(The problem) From the first line of the data below, copy each line up to the one containing "const menuItems = ['Sales', 'Salespersons', 'Inactive", and include that line too.

+===+

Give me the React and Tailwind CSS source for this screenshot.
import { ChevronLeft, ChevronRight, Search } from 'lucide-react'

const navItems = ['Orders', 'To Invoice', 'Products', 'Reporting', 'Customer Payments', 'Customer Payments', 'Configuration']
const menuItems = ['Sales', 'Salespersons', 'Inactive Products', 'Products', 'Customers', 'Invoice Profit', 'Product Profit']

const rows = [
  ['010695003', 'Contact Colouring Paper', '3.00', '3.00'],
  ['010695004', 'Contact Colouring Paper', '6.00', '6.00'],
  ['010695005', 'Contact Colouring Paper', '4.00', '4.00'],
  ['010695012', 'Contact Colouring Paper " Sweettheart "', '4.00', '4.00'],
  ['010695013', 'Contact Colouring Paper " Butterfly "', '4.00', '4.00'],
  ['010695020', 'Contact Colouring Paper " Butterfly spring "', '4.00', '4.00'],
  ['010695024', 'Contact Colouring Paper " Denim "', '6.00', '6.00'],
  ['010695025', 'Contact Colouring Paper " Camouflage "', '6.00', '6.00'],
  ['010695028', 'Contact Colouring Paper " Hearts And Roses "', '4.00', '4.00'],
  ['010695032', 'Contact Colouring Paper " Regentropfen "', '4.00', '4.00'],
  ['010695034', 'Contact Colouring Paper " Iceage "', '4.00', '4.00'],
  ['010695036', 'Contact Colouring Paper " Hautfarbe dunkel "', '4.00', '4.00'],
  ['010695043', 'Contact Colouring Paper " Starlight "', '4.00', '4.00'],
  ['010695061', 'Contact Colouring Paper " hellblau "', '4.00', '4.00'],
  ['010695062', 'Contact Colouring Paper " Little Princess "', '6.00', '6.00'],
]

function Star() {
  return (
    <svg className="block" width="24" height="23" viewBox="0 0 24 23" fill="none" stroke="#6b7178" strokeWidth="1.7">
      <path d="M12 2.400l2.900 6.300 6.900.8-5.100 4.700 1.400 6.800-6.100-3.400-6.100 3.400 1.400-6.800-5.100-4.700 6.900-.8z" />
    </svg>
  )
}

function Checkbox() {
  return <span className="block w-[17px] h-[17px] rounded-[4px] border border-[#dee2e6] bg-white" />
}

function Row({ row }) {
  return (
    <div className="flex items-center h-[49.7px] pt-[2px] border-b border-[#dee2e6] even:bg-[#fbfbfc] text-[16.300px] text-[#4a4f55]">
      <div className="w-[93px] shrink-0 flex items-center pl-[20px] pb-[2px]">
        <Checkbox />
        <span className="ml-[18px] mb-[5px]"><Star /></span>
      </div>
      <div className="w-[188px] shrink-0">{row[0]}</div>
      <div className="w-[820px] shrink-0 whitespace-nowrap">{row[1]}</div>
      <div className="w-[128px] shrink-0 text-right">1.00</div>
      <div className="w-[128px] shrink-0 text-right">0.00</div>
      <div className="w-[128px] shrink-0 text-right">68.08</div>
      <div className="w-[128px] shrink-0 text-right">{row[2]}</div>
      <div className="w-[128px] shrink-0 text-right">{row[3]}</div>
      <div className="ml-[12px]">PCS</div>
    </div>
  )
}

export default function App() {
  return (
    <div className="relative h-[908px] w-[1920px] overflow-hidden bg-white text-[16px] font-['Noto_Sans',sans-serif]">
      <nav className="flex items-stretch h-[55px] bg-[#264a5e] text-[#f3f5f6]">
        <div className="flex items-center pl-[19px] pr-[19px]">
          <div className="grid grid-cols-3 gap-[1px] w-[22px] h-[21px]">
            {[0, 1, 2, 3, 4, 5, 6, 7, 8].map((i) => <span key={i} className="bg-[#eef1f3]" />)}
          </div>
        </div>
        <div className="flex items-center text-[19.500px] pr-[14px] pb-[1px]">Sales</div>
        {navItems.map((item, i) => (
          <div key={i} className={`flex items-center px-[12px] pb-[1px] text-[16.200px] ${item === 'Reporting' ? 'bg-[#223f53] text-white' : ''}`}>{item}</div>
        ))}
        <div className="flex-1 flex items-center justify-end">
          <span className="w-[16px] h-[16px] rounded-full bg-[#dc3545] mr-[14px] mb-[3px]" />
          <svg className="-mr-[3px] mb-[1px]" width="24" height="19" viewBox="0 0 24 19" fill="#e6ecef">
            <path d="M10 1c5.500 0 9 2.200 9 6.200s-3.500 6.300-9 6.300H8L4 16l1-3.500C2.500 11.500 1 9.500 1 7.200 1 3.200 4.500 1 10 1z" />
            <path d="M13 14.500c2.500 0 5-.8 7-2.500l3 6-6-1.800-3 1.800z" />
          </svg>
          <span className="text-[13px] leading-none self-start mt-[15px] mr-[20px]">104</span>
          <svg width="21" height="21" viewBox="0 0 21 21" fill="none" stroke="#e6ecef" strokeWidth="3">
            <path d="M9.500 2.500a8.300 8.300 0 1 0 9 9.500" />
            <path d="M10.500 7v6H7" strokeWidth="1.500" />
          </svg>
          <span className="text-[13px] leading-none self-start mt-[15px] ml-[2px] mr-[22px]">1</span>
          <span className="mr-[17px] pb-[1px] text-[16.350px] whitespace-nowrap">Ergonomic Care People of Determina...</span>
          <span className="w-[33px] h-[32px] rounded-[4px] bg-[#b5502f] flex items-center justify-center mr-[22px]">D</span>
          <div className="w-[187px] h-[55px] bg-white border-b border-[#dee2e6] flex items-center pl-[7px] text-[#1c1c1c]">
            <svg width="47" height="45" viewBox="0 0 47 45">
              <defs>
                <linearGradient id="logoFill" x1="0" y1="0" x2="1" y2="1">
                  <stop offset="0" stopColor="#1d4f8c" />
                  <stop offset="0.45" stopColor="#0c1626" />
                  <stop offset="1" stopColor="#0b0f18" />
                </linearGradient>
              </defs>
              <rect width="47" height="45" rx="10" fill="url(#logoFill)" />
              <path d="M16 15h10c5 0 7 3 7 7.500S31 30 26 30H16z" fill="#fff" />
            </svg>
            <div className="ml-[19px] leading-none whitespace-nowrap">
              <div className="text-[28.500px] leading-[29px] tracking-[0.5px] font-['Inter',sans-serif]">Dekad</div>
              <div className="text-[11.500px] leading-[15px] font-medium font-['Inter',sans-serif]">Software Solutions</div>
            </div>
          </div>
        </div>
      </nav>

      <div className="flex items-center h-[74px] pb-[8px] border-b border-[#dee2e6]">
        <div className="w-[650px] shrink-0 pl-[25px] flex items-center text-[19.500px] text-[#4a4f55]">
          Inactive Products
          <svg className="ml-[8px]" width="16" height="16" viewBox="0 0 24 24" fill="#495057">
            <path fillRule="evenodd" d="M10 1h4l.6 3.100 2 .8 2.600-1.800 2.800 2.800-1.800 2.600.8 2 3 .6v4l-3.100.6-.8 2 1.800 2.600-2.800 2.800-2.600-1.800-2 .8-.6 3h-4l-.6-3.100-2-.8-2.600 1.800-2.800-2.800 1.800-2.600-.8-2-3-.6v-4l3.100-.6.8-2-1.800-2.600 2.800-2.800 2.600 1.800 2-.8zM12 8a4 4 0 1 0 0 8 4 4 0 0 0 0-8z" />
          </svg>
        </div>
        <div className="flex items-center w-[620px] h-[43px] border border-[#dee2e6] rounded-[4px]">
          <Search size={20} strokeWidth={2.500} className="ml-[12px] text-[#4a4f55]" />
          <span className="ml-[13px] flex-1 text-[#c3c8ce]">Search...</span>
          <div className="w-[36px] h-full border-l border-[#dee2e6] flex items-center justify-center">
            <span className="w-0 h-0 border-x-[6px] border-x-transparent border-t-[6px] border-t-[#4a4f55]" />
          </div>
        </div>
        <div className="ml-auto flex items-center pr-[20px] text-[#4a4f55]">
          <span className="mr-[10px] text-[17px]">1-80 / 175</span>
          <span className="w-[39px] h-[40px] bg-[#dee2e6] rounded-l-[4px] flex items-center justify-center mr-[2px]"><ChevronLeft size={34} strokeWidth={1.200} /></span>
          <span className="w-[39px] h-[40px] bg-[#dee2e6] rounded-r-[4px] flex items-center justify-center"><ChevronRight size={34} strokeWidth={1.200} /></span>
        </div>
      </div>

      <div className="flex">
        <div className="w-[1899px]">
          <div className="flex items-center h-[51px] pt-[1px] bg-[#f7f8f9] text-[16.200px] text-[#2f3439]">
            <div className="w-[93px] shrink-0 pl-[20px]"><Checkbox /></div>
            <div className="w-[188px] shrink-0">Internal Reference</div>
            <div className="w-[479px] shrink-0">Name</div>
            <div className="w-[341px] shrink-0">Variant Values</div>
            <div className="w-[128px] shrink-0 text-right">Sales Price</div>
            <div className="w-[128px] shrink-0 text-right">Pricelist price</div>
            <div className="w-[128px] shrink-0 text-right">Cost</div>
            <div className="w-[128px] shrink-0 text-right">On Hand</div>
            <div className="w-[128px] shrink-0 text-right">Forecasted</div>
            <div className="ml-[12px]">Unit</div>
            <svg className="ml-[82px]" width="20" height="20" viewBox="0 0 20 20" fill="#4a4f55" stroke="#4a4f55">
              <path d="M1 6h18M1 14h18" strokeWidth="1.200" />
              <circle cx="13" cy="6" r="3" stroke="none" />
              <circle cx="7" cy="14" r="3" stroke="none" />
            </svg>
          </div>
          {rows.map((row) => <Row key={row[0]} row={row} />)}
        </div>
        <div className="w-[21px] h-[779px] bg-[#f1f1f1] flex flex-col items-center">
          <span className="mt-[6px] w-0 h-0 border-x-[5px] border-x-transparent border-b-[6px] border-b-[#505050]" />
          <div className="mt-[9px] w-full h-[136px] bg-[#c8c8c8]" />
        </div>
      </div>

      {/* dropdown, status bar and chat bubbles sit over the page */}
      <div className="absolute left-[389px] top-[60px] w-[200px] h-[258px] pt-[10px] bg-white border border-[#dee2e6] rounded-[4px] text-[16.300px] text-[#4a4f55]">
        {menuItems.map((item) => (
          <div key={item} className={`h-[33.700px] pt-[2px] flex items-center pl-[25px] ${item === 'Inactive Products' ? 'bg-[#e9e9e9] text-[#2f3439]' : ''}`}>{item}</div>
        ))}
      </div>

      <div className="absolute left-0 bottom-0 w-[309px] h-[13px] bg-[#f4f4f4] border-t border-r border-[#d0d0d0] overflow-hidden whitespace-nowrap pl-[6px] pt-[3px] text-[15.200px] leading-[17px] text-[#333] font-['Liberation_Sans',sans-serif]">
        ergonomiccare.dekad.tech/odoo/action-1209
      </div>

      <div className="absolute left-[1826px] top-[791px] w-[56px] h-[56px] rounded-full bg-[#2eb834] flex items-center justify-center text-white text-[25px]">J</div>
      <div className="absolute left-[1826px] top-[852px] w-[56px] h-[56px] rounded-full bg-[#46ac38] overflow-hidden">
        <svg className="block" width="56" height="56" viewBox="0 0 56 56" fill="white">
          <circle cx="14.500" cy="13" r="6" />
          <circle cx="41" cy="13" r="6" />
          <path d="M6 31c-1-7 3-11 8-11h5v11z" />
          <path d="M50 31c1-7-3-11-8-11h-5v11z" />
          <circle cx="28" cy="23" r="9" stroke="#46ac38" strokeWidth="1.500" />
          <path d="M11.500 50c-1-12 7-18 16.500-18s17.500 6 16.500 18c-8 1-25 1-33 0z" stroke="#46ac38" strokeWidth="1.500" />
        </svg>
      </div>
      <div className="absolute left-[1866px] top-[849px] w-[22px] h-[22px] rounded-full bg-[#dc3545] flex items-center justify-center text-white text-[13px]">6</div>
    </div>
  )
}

+===+

(Task solution)
Give me the React and Tailwind CSS source for this screenshot.
import { ChevronLeft, ChevronRight, Search } from 'lucide-react'

const navItems = ['Orders', 'To Invoice', 'Products', 'Reporting', 'Customer Payments', 'Customer Payments', 'Configuration']
const menuItems = ['Sales', 'Salespersons', 'Inactive Products', 'Products', 'Customers', 'Invoice Profit', 'Product Profit']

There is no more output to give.